When asked about the challenges hampering the development of a seamless experience from start to finish, VChain’s CEO explains that while a shared data environment can be set up to follow a passenger as they move through a terminal, that tracking ends once they leave the airport or cross national borders.

“You might be going through three different airports if you’re connecting or going through four different jurisdictions … one of the biggest challenges is that all of them run different systems. They have different laws, limitations and capabilities. And they are all managed manually,” explains Khi.

“The unfortunate reality is that you’re limited by the human error and the multiplicity of those touch points means there is such a huge potential for incorrect or variation of the data. Ultimately, it should just be your data and it should be correct and trusted across all parties. No matter who they are and who they are manned by.”

She adds that the current process encourages passengers to arrive at the airport terminal early, not to enjoy what the airport has on offer, but rather to leave ample time to navigate immigration and security.
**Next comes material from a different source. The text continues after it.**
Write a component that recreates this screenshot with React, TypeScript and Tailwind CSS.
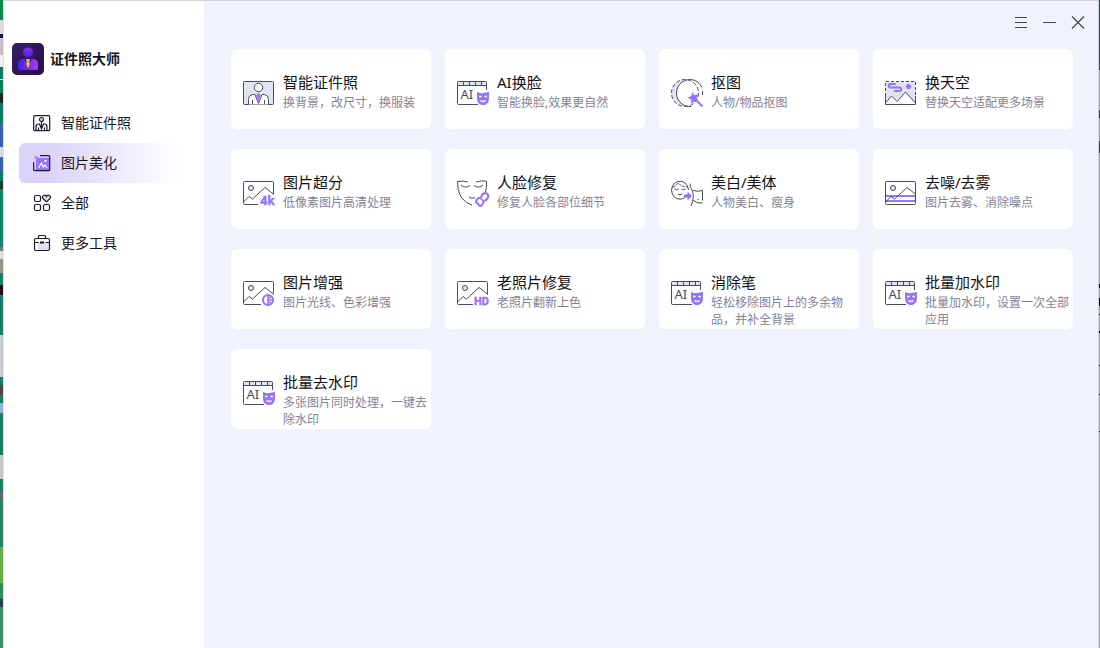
import { useState } from "react";
import type { ReactNode } from "react";

type IconName =
  | "portrait"
  | "ai"
  | "cutout"
  | "sky"
  | "upscale"
  | "face"
  | "beauty"
  | "denoise"
  | "enhance"
  | "hd";

interface Tool {
  title: string;
  desc: string;
  icon: IconName;
}

const tools: Tool[] = [
  { title: "智能证件照", desc: "换背景，改尺寸，换服装", icon: "portrait" },
  { title: "AI换脸", desc: "智能换脸,效果更自然", icon: "ai" },
  { title: "抠图", desc: "人物/物品抠图", icon: "cutout" },
  { title: "换天空", desc: "替换天空适配更多场景", icon: "sky" },
  { title: "图片超分", desc: "低像素图片高清处理", icon: "upscale" },
  { title: "人脸修复", desc: "修复人脸各部位细节", icon: "face" },
  { title: "美白/美体", desc: "人物美白、瘦身", icon: "beauty" },
  { title: "去噪/去雾", desc: "图片去雾、消除噪点", icon: "denoise" },
  { title: "图片增强", desc: "图片光线、色彩增强", icon: "enhance" },
  { title: "老照片修复", desc: "老照片翻新上色", icon: "hd" },
  { title: "消除笔", desc: "轻松移除图片上的多余物品，并补全背景", icon: "ai" },
  { title: "批量加水印", desc: "批量加水印，设置一次全部应用", icon: "ai" },
  { title: "批量去水印", desc: "多张图片同时处理，一键去除水印", icon: "ai" },
];

const ink = "#4a4a5c";
const violet = "#9373ff";
const pale = "#dfe4f0";

// sun and mountains, shared by the photo style icons
const Scenery = () => (
  <>
    <circle cx="8" cy="9" r="2.5" fill={pale} />
    <path d="M.5 23 6 17.5l3.5 2.5L22 8.5l9 7" />
  </>
);

const drawings: Record<IconName, ReactNode> = {
  portrait: (
    <>
      <rect x=".5" y="2.5" width="30" height="23" rx="1" fill={pale} />
      <path
        d="M5.5 25.5v-6q0-4 4-4l3-.5h6l3 .5q4 0 4 4v6z"
        fill="#fff"
        stroke="none"
      />
      <circle cx="15.5" cy="8.5" r="4.2" fill="#fff" />
      <path d="M5.5 25.5v-5q0-4.5 4-5h2.5l3.5 9 3.5-9h2.5q4 .5 4 5v5M9.5 25v-4M21.5 25v-4" />
      <path
        d="m15.5 14 2.5 2.5-1.5 2.5.5 2-1.5 3-1.5-3 .5-2-1.5-2.5z"
        fill={violet}
        stroke="none"
      />
    </>
  ),
  ai: (
    <>
      <rect x=".5" y="2.5" width="29" height="4" fill={pale} stroke="none" />
      <path d="M29.5 11V3.5q0-1-1-1h-27q-1 0-1 1v21q0 1 1 1H21M.5 6.5h29M6.5 3v3.500M12.5 3v3.500M18.5 3v3.500M24.5 3v3.500" />
      <text
        x="3.5"
        y="20"
        fill={ink}
        stroke="none"
        className="font-['Noto_Sans'] text-[13px]"
      >
        AI
      </text>
      <path
        d="M20 13q3 1.500 6 1t6-1v6q0 5-3.500 6.500-2.500 1-5 0Q20 24 20 19z"
        fill={violet}
        stroke="none"
      />
      <path d="M22 17.500h2.500M27.500 17.500H30M23.500 21.500q2.500 2 5 0" stroke="#fff" strokeWidth="1.5" />
    </>
  ),
  cutout: (
    <>
      <path d="M14 .5a13.500 13.500 0 0 0 0 27h5A13.500 13.500 0 0 1 19 .5z" fill={pale} stroke="none" />
      <circle cx="14" cy="14" r="13.5" strokeDasharray="4 2" />
      <path d="M26 2.500A13.500 13.500 0 1 0 20 27.500" />
      <path d="M26 2.500q3 2 5 6M31.500 12v4" />
      <path
        d="m21 12.500 2 3.500 4.500-.5-2 3.500 2 3.500-4-.5-3 3-.5-4.500-3.500-2 4-1.500z"
        fill={violet}
        stroke="none"
      />
      <path d="m25 21 6.500 6.500" stroke={violet} strokeWidth="2" />
    </>
  ),
  sky: (
    <>
      <path d="M.5 2.500h30v21.500L20.500 13 12 22l-5.500-5-6 7z" fill={pale} stroke="none" />
      <path d="M.5 17V2.500h30V17" strokeDasharray="3 2" />
      <path d="M.5 17v8.500h30V17M.5 24l6-7 5.500 5.500L20.500 13l10 11" />
      <path
        d="M10 5H5.500a1.700 1.700 0 0 0 0 3.500h9a1.700 1.700 0 0 1 0 3.500H10"
        stroke={violet}
        strokeWidth="2"
        strokeLinecap="round"
      />
      <circle cx="23.500" cy="7.500" r="2.5" fill={violet} stroke="none" />
    </>
  ),
  upscale: (
    <>
      <path d="M30.500 15V3.500q0-1-1-1h-28q-1 0-1 1v21q0 1 1 1H15" />
      <Scenery />
      <text
        x="17"
        y="26"
        fill={violet}
        stroke={violet}
        strokeWidth=".4"
        className="font-['Roboto'] text-[13px] font-bold"
      >
        4k
      </text>
    </>
  ),
  face: (
    <>
      <path d="M.5 2Q0 11 4 18q5 7 11 8M29.500 2q.5 6-1 11M1 2.500q5-1 10 .5M19 3q5-1.500 10-1M4 6q4 4 9 .5M17 6.500q5 3.500 9-.5M12 18q3 2.500 6 .5" />
      <path
        d="M24 18.500q1-4 4-4.500 4 .5 3 4.500-1.500 3-4.500 3.500-.5 4-3 5-2-.5-2.500-2.500-2-.5-2-2.500 1.500-3.500 5-3.500z"
        fill="#fff"
        stroke={violet}
        strokeWidth="2"
      />
      <path d="m23.500 19.500 3 2.500" stroke={violet} strokeWidth="1.5" />
    </>
  ),
  beauty: (
    <>
      <path d="M14 18.500A8.500 9 0 1 1 17.500 11" />
      <path d="M1 8q3 0 6-4 4 4 10 4" strokeDasharray="3 1" />
      <path d="M3.500 10q2 1.500 4 0M10.500 10q2 1.500 4 0M7 15q2 1.500 4 0M19 4.500q0 3 2 6.500 3 7-1 16M22 11.500q5 1.500 9.500 0v10M22 21q4 4 9.500 3" />
      <circle cx="27" cy="20.500" r=".7" fill={ink} stroke="none" />
      <path
        d="M13 15.500h3.500v-3l4.500 4.500-4.500 4.500v-3H13z"
        fill={violet}
        stroke="none"
      />
    </>
  ),
  denoise: (
    <>
      <path d="M1 17h30M1 22h30" stroke={violet} strokeWidth="2" />
      <rect x=".5" y="2.5" width="30" height="23" rx="1" />
      <Scenery />
    </>
  ),
  enhance: (
    <>
      <path d="M30.500 14V3.500q0-1-1-1h-28q-1 0-1 1v21q0 1 1 1H18" />
      <Scenery />
      <circle cx="25" cy="21" r="5" fill="#fff" stroke={violet} strokeWidth="2" />
      <path d="M25 16v10M25 18.500h3M25 21h4M25 23.500h3" stroke={violet} strokeWidth="1.5" />
    </>
  ),
  hd: (
    <>
      <path d="M30.500 15V3.500q0-1-1-1h-28q-1 0-1 1v21q0 1 1 1H16" />
      <Scenery />
      <text
        x="17"
        y="26"
        fill={violet}
        stroke={violet}
        strokeWidth=".4"
        className="font-['Roboto'] text-[11px] font-bold"
      >
        HD
      </text>
    </>
  ),
};

function ToolIcon({ name }: { name: IconName }) {
  return (
    <svg
      className="mt-[30px] h-7 w-[34px] shrink-0"
      viewBox="0 0 34 28"
      fill="none"
      stroke={ink}
      aria-hidden="true"
    >
      {drawings[name]}
    </svg>
  );
}

function ToolCard({ tool }: { tool: Tool }) {
  return (
    <button className="flex h-20 cursor-pointer items-start gap-1.5 rounded-md bg-white pl-3 text-left">
      <ToolIcon name={tool.icon} />
      <span className="flex flex-col gap-px pt-[22px]">
        <span className="text-[15px] leading-[22px] text-[#111118]">{tool.title}</span>
        <span className="text-xs leading-[17px] text-[#858394]">{tool.desc}</span>
      </span>
    </button>
  );
}

const navItems: { label: string; icon: ReactNode }[] = [
  {
    label: "智能证件照",
    icon: (
      <>
        <rect x=".7" y="1.7" width="16" height="15" rx="1" />
        <circle cx="8.5" cy="5.5" r="2" fill={pale} />
        <path d="M3 16.500v-4q0-2.500 2.500-2.500h1l2 5 2-5h1q2.500 0 2.500 2.500v4M5.500 16v-2.500M11.500 16v-2.500M8.500 8v6" />
      </>
    ),
  },
  {
    label: "图片美化",
    icon: (
      <>
        <rect x="3" y="4" width="13" height="12" fill={violet} stroke="none" />
        <path d="M7 1.700h8.700q1 0 1 1v13q0 1-1 1h-14q-1 0-1-1V8" />
        <path d="m5.500 14 3-5 2 4 1.500-2 2 3" stroke="#fff" />
        <circle cx="12.500" cy="7" r="1.200" fill="#fff" stroke="none" />
        <path d="m2.500 1 1 1.500L5.500 3 4 4.500l-.5 2-1-2L.5 4l1.500-1.500z" fill="#a88cff" stroke="none" />
      </>
    ),
  },
  {
    label: "全部",
    icon: (
      <>
        <rect x="1.5" y="1.5" width="6" height="6" rx="1.5" />
        <rect x="1.5" y="10.5" width="6" height="6" rx="1.5" />
        <rect x="10.5" y="10.5" width="6" height="6" rx="1.5" />
        <path
          d="m13.500 8-3.800-3.800a2 2 0 0 1 3.800-1.700 2 2 0 0 1 3.800 1.700z"
          fill={pale}
        />
      </>
    ),
  },
  {
    label: "更多工具",
    icon: (
      <>
        <rect x="5" y="8" width="11" height="8" fill={pale} stroke="none" />
        <rect x="1.5" y="4.5" width="15" height="12" rx="1.5" />
        <path d="M5.500 4.500V2.500q0-1 1-1h5q1 0 1 1v2M1.500 8.500h4M12.500 8.500h4" />
        <path d="M7 8.500h4" strokeWidth="2" />
      </>
    ),
  },
];

function Logo() {
  return (
    <svg className="size-8" viewBox="0 0 32 32" aria-hidden="true">
      <defs>
        <linearGradient id="tile" x1="0" y1="0" x2="1" y2="1">
          <stop offset="0" stopColor="#34206a" />
          <stop offset="1" stopColor="#2b0c48" />
        </linearGradient>
        <linearGradient id="head" x1="0" y1="0" x2="0" y2="1">
          <stop offset="0" stopColor="#8b2ff0" />
          <stop offset="1" stopColor="#4c1fd0" />
        </linearGradient>
        <linearGradient id="suit" x1="0" y1="0" x2="1" y2="0">
          <stop offset="0" stopColor="#3f22e8" />
          <stop offset="1" stopColor="#b035f5" />
        </linearGradient>
      </defs>
      <rect width="32" height="32" rx="5" fill="url(#tile)" />
      <circle cx="16" cy="9.5" r="5" fill="url(#head)" />
      <path d="M6 25v-4q0-5 5-5h10q5 0 5 5v4q0 2-2 2H8q-2 0-2-2z" fill="url(#suit)" />
      <path d="m13 16 3 11 3-11z" fill="#1d0b3a" />
      <path d="M14 16h4l-.5 3 .5 2-2 5-2-5 .5-2z" fill="#e8a860" />
    </svg>
  );
}

function Sidebar() {
  const [active, setActive] = useState("图片美化");

  return (
    <aside className="w-[200px] shrink-0 bg-white">
      <div className="flex items-center gap-1.5 pt-[42px] pl-2">
        <Logo />
        <h1 className="text-sm font-bold text-[#16161f]">证件照大师</h1>
      </div>
      <nav className="mt-7 flex flex-col pr-4 pl-[15px]">
        {navItems.map((item) => (
          <button
            key={item.label}
            onClick={() => setActive(item.label)}
            className={`flex h-10 cursor-pointer items-center gap-2.5 rounded-md pl-3.5 text-sm text-[#16161f] ${
              active === item.label
                ? "bg-linear-to-r from-[#dad2f8] from-15% to-white to-95%"
                : ""
            }`}
          >
            <svg
              className="size-[18px]"
              viewBox="0 0 18 18"
              fill="none"
              stroke="#1c1c26"
              strokeWidth="1.2"
              aria-hidden="true"
            >
              {item.icon}
            </svg>
            {item.label}
          </button>
        ))}
      </nav>
    </aside>
  );
}

// slivers of the desktop behind the window
const desktopLeft = [
  "h-5 bg-[#0c8a4c]",
  "h-3.5 bg-[#dcdcdc]",
  "h-1 bg-[#10105a]",
  "h-[17px] bg-[#c9bfc4]",
  "h-3 bg-[#f0f0f0]",
  "h-3 bg-[#0a7c5c]",
  "h-px bg-white",
  "h-[13px] bg-[#0a7c5c]",
  "h-2.5 bg-[#1d2a1e]",
  "h-5 bg-[#0a7c62]",
  "h-6 bg-[#3862b4]",
  "h-2.5 bg-[#d5dbe8]",
  "h-3.5 bg-[#3862b4]",
  "h-2.5 bg-[#0a7c62]",
  "h-2 bg-[#1f3d38]",
  "h-[58px] bg-[#0e8468]",
  "h-1 bg-[#777]",
  "h-2 bg-[#e0e0e0]",
  "h-3.5 bg-[#98948a]",
  "h-3 bg-[#12806a]",
  "h-2.5 bg-[#2c0c0c]",
  "h-10 bg-[#147c6a]",
  "h-[42px] bg-[#c6ced4]",
  "h-2 bg-[#187a62]",
  "h-2.5 bg-[#4a4a4a]",
  "h-2 bg-[#187a62]",
  "h-2.5 bg-[#8fb4dc]",
  "h-[42px] bg-[#187a60]",
  "h-6 bg-[#c8c8c8]",
  "h-3 bg-[#1c7e60]",
  "h-2 bg-[#5a6a70]",
  "h-12 bg-[#24835e]",
  "h-9 bg-[#66ae48]",
  "h-4 bg-[#2f8a60]",
  "h-2 bg-[#1f4450]",
  "grow bg-[#3a8c62]",
];

const desktopRight = [
  "h-[70px] bg-[#0b5c5a]",
  "h-10 bg-[#a8a8b0]",
  "h-2 bg-[#333]",
  "h-[23px] bg-[#a8a8b0]",
  "h-3 bg-[#4a3c28]",
  "h-[131px] bg-[#a0a0a8]",
  "h-1 bg-black",
  "h-2.5 bg-[#a8a8b0]",
  "h-2 bg-black",
  "h-2 bg-[#a8a8b0]",
  "h-px bg-black",
  "h-4 bg-[#a8a8b0]",
  "h-0.5 bg-black",
  "h-8 bg-[#a8a8b0]",
  "h-px bg-black",
  "h-7 bg-[#a8a8b0]",
  "h-px bg-black",
  "h-9 bg-[#a8a8b0]",
  "h-px bg-black",
  "grow bg-[#a8a8b0]",
];

export default function App() {
  return (
    <div className="flex min-h-screen font-['Noto_Sans','Noto_Sans_CJK_SC',sans-serif]">
      <div className="flex w-[3px] shrink-0 flex-col" aria-hidden="true">
        {desktopLeft.map((piece, i) => (
          <div key={i} className={piece} />
        ))}
      </div>

      <div className="flex min-w-0 grow border-t border-r border-l border-[#d3d3df] border-l-[#dfe0e6]">
        <Sidebar />
        <main className="grow bg-[#f0f3fd]">
          <header className="flex h-12 items-start justify-end gap-3.5 pt-[15px] pr-[13px] text-[#454552]">
            <button aria-label="菜单" className="cursor-pointer">
              <svg className="h-3.5 w-3.5" viewBox="0 0 14 14" stroke="currentColor">
                <path d="M0 1.500h12M0 6.500h12M0 11.500h12" />
              </svg>
            </button>
            <button aria-label="最小化" className="cursor-pointer">
              <svg className="h-3.5 w-3.5" viewBox="0 0 14 14" stroke="currentColor">
                <path d="M0 6.500h13" />
              </svg>
            </button>
            <button aria-label="关闭" className="cursor-pointer">
              <svg className="h-3.5 w-3.5" viewBox="0 0 14 14" stroke="currentColor">
                <path d="m1 .5 12 12M13 .5l-12 12" strokeWidth="1.2" />
              </svg>
            </button>
          </header>
          <div className="grid grid-cols-[repeat(auto-fill,minmax(200px,1fr))] gap-x-3.5 gap-y-5 pr-[25px] pb-5 pl-[27px]">
            {tools.map((tool) => (
              <ToolCard key={tool.title} tool={tool} />
            ))}
          </div>
        </main>
      </div>

      <div className="flex w-px shrink-0 flex-col" aria-hidden="true">
        {desktopRight.map((piece, i) => (
          <div key={i} className={piece} />
        ))}
      </div>
    </div>
  );
}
The CEO asserts that the approach needs to change, in order to afford travellers the opportunity to enjoy what the terminal has to offer.

Outside of enabling a smooth journey through an airport, VChain is also exploring how its platform can be utilised to provide services for passengers.

“If you’re hiring anything for your onward travel experience, such as a car or booking a hotel, today, all of those do depend on you providing your data again in the same way — a passport to check in, ID to hire a car, etc,” says Khi.

Instead, if you have that data that is trusted, you can share it in advance with the relevant travel stakeholders and parties. You could then be issued digital credentials on your mobile device, which is secured with your biometrics and used to unlock a rental car with your phone, for example.

“Or you can go to the hotel and you don’t need a plastic key to enter — you have a digital one. There are no friction points where you are stopped and asked to identify yourself.”